To be able to hotplug a device, we need to know which slot is
available on the desired bus. Until now, we were using the
QMP command that returns the state of the PCI buses (i.e., which devices
occupy which slots). Unfortunately, there is no equivalent for the SCSI
buses. We could use the
info qtree HMP command that practically
dumps in plain text the whole device tree. This makes it really hard to
parse. So we decide to generate the bus state of a running instance
through our local runtime files.
What info should be kept in runtime files?
Runtime files are used for instance migration (to run a QEMU process on the target node with the same configuration) and for hotplug actions (to update the configuration of a running instance so that it can be migrated). Until now we were using devices only on the PCI bus, so only each device’s PCI slot should be kept in the runtime file. This is obviously not enough. We decide to replace the pci slot of Disk and NIC configuration objects, with an hvinfo dict. It will contain all necessary info for constructing the appropriate -device QEMU option. Specifically the driver, id, and bus parameters will be present to all kind of devices. PCI devices will have the addr parameter, SCSI devices will have channel, scsi-id, and lun. NICs and Disks will have the extra netdev and drive parameters correspondingly.
How to deal with existing instances?
Only existing instances with paravirtual devices (configured via the disk_type and nic_type hvparam) use the latest QEMU device model. Only these have the pci slot filled. We will use the existing _UpgradeSerializedRuntime() method to migrate the old runtime format with pci slot in Disk and NIC configuration objects to the new one with hvinfo instead. The new hvinfo will contain the old driver (either virtio-blk-pci or virtio-net-pci), the old id (hotdisk-123456-pci-4), the default PCI bus (pci.0), and the old PCI slot (addr=4).
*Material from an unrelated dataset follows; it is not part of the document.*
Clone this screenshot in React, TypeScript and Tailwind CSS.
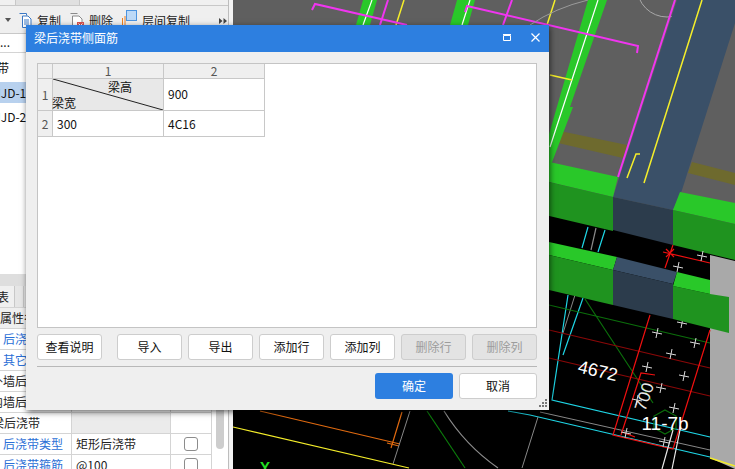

This way those devices will still be hotplug-able, and the instance will still be migrate-able. When those instances are rebooted, the hvinfo will be re-generated.
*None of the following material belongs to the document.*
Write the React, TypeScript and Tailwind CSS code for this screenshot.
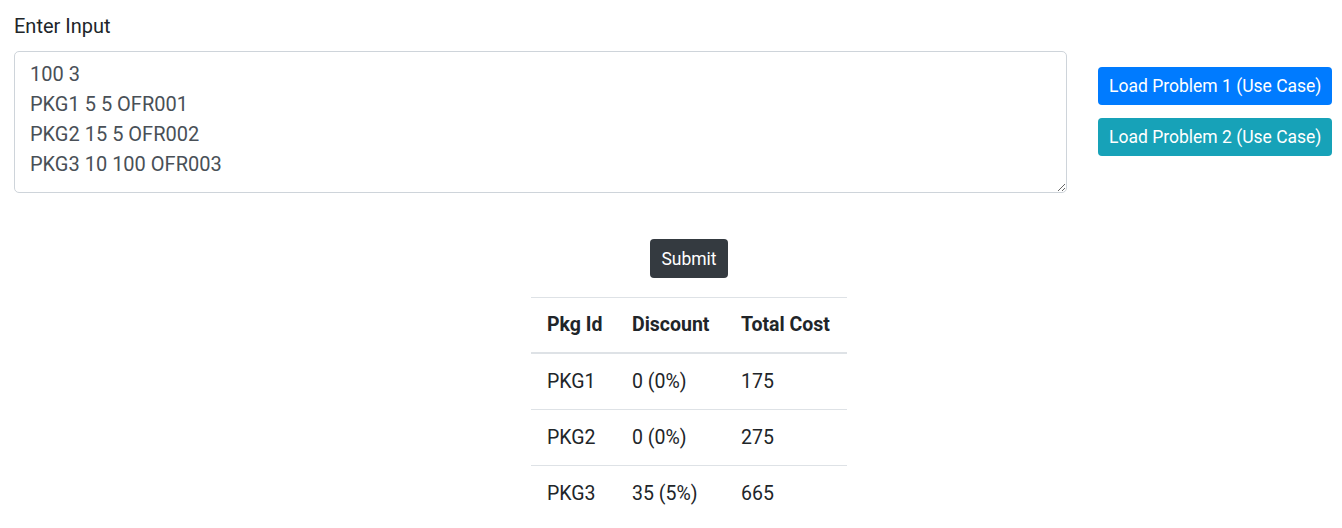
import React from "react";

const rows = [
  ["PKG1", "0 (0%)", "175"],
  ["PKG2", "0 (0%)", "275"],
  ["PKG3", "35 (5%)", "665"],
];

export default function App() {
  return (
    <div
      className="min-h-screen bg-white text-[#212529] pt-[11px] pl-[14px]"
      style={{ fontFamily: "Roboto, 'Liberation Sans', sans-serif" }}
    >
      <div className="flex items-start">
        <div className="w-[1053px] flex flex-col">
          <label className="text-[20px] leading-[30px] mb-[10px]">Enter Input</label>
          <textarea
            className="h-[142px] w-full border border-[#ced4da] rounded-[5px] px-[15px] py-[7px] text-[20px] leading-[30px] text-[#495057] outline-none"
            defaultValue={"100 3\nPKG1 5 5 OFR001\nPKG2 15 5 OFR002\nPKG3 10 100 OFR003"}
          />
        </div>
        <div className="ml-[31px] mt-[56px] flex flex-col gap-[13px]">
          <button className="h-[38px] px-[11px] rounded-[4px] bg-[#007bff] text-white text-[17.5px] leading-[26px] whitespace-nowrap">
            Load Problem 1 (Use Case)
          </button>
          <button className="h-[38px] px-[11px] rounded-[4px] bg-[#17a2b8] text-white text-[17.5px] leading-[26px] whitespace-nowrap">
            Load Problem 2 (Use Case)
          </button>
        </div>
      </div>
      <div className="flex flex-col items-center pl-[22px] mt-[46px]">
        <button className="h-[39px] px-[11px] rounded-[4px] bg-[#343a40] text-white text-[17.5px] leading-[26px]">
          Submit
        </button>
        <table className="mt-[19px] w-[316px] table-fixed border-collapse text-[19.5px] leading-[30px] whitespace-nowrap">
          <thead>
            <tr className="border-t border-[#dee2e6] border-b-2">
              <th className="w-[86px] text-left font-bold pl-[16px] pr-0 py-[12px]">Pkg Id</th>
              <th className="w-[109px] text-left font-bold pl-[15px] pr-0 py-[12px]">Discount</th>
              <th className="w-[121px] text-left font-bold pl-[15px] pr-0 py-[12px]">Total Cost</th>
            </tr>
          </thead>
          <tbody>
            {rows.map((r, i) => (
              <tr key={i} className={i > 0 ? "border-t border-[#dee2e6]" : ""}>
                <td className="pl-[16px] py-[12.5px]">{r[0]}</td>
                <td className="pl-[15px] py-[12.5px]">{r[1]}</td>
                <td className="pl-[15px] py-[12.5px]">{r[2]}</td>
              </tr>
            ))}
          </tbody>
        </table>
      </div>
    </div>
  );
}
How to support downgrades?
There are two possible ways, both not very pretty. The first one is to use _UpgradeSerializedRuntime() to remove the hvinfo slot. This would require the patching of all Ganeti versions down to 2.10 which is practically imposible. Another way is to ssh to all nodes and remove this slot upon a cluster downgrade. This ugly hack would go away on 2.17 since we support downgrades only to the previous minor version.
Disk objects get one extra slot:
hvinfo. It is
hypervisor-specific and will never reach config.data. In case of the KVM
Hypervisor it will contain all necessary info for constructing the -device
QEMU option. Existing entries in runtime files that had a pci slot
will be upgraded to have the corresponding hvinfo (see above).
The new scsi_controller_type hvparam is added to denote what type of SCSI controller should be added to PCI bus if we have a SCSI disk. Allowed values will be lsi, virtio-scsi-pci, and megasas. We decide to use lsi by default since this is the one that QEMU adds automatically if not specified explicitly by an option.
The current implementation verifies if a hotplug action has succeeded
by scanning the PCI bus and searching for a specific device ID. This
will change, and we will use the
query-block along with the
query-pci QMP command to find block devices that are attached to the
SCSI bus as well.
Up until now, if disk_type hvparam was set to scsi, QEMU would use the deprecated device model and end up using SCSI emulation, e.g.:
Now the equivalent, which will also enable hotplugging, will be to set disk_type to scsi-hd. The QEMU command line will include:
-drive file=/var/run/ganeti/instance-disks/test:0,if=none,format=raw,id=disk-9e7c85f6-b6e5-4243 -device scsi-hd,id=disk-9e7c85f6-b6e5-4243,drive=disk-9e7c85f6-b6e5-4243,bus=scsi.0,channel=0,scsi-id=0,lun=0
The disk_type hvparam will additionally support the scsi-hd, scsi-block, and scsi-generic values. The first one is equivalent to the existing scsi value and will make QEMU emulate a SCSI device, while the last two will add support for SCSI pass-through and will require a real SCSI device on the host.